O ano de 2019 produziu excelentes filmes, mas “Parasita” mereceu o Oscar. Que semelhanças existem entre um país pequeno exportador de alta tecnologia, com a Hyundai e a Sansung, e o Brasil, gigante adormecido, exportador de commodities sem tecnologia nem valor agregado? É isso o que o filme sul coreano revela: alto desemprego, bairros alagados, mendigos urinando nas ruas e o fumacê para matar insetos. Explicação: ambos têm o mesmo modelo econômico concentrador de renda.

A trama do filme é a relação de uma família rica numa mansão e outra pobre, desempregada em um cubículo de porão com aspiração de subir à superfície. O diretor do filme, Joon-ho Bong, faz um paralelo entre a estratificação social do país e da mansão de luxo. Os do alto são alienados e ingênuos e não percebem a tensão que existe nas ruas e porões.

No Brasil a pirâmide social está de ponta cabeça, os ricos vivem nas praias e os pobres nos penhascos, mas a pirâmide invertida pode desabar a qualquer instante. Para subir, a família pobre se infiltra na rica e usa todas as artimanhas para sair do buraco. O filho caçula não quer só chegar ao térreo, quer ser rico e casar com a filha do alto, de quem é explicador. Mas o pai diz: “trace um plano e o mundo fará dar errado”. E foi o que aconteceu. O sonho termina com uma explosão de barbárie numa festa alegre na mansão.

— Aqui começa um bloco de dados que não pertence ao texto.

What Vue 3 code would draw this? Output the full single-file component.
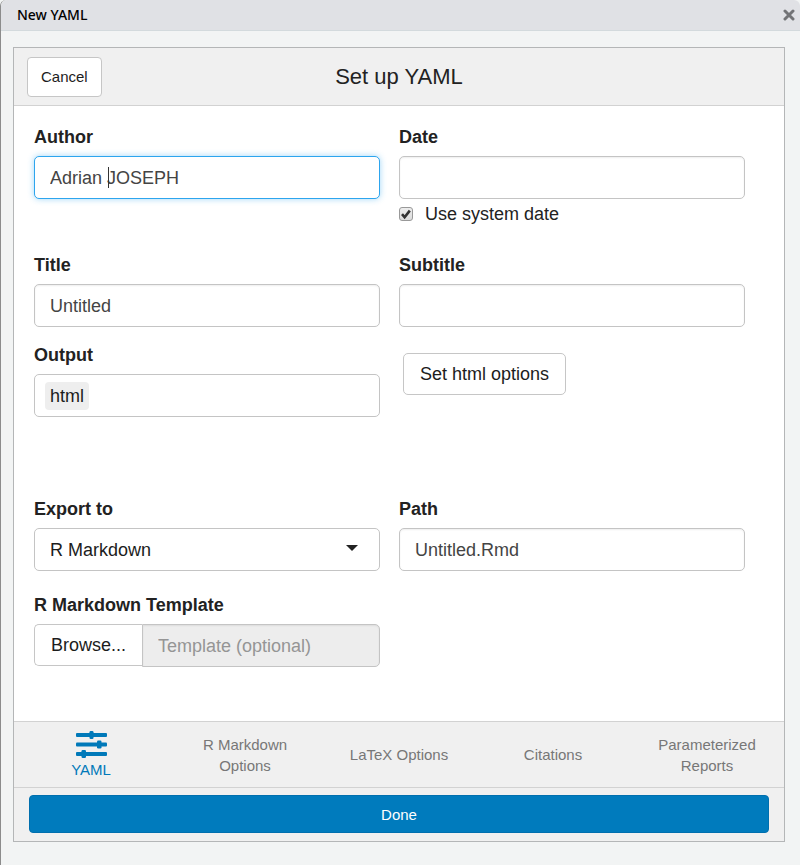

O filme é uma metáfora global. A luta de classe através de greves de sindicalizados acabou com a chegada da quarta revolução industrial e do capitalismo tardio, que explodiu as relações de trabalho, expandindo o exercito de subempregados, informais, desalentados e marginalizados. Não há mais sindicatos para negociar. O popular celular é a nova arma de mobilização da massa de “indignados” nas ruas da Espanha, dos coletes amarelos na França e dos nossos caminhoneiros.

O conflito de classe não é mais negociável, mas explosivo e cego, de párias versus “establishiment” anônimo. No Brasil, marginais e ex-policiais formam milícias que disputam o poder entre si para dominarem favelas aonde não chega o estado de “parasitas”, que se quer reduzir. Para ser visto pelos alienados, Bong dirige o filme como entretenimento tragicômico, com sequências caricaturais, hilárias e de suspense que conduzem a um desfecho trágico de advertência: a explosão de barbárie pode acontecer em qualquer lugar e momento.

Em Salvador na execução de quatro uberistas inocentes, em São Paulo de uma família pela filha e amigos e no Ceará na execução de 312 cidadãos em 13 dias no levante de policiais mal pagos. Bong não esboça explicações nem soluções. Não é esta a função da arte, mas insinua que as artimanhas e a barbárie não são o caminho para resolver o conflito social, Na cena final, a família rica é morta e a pobre volta ao porão.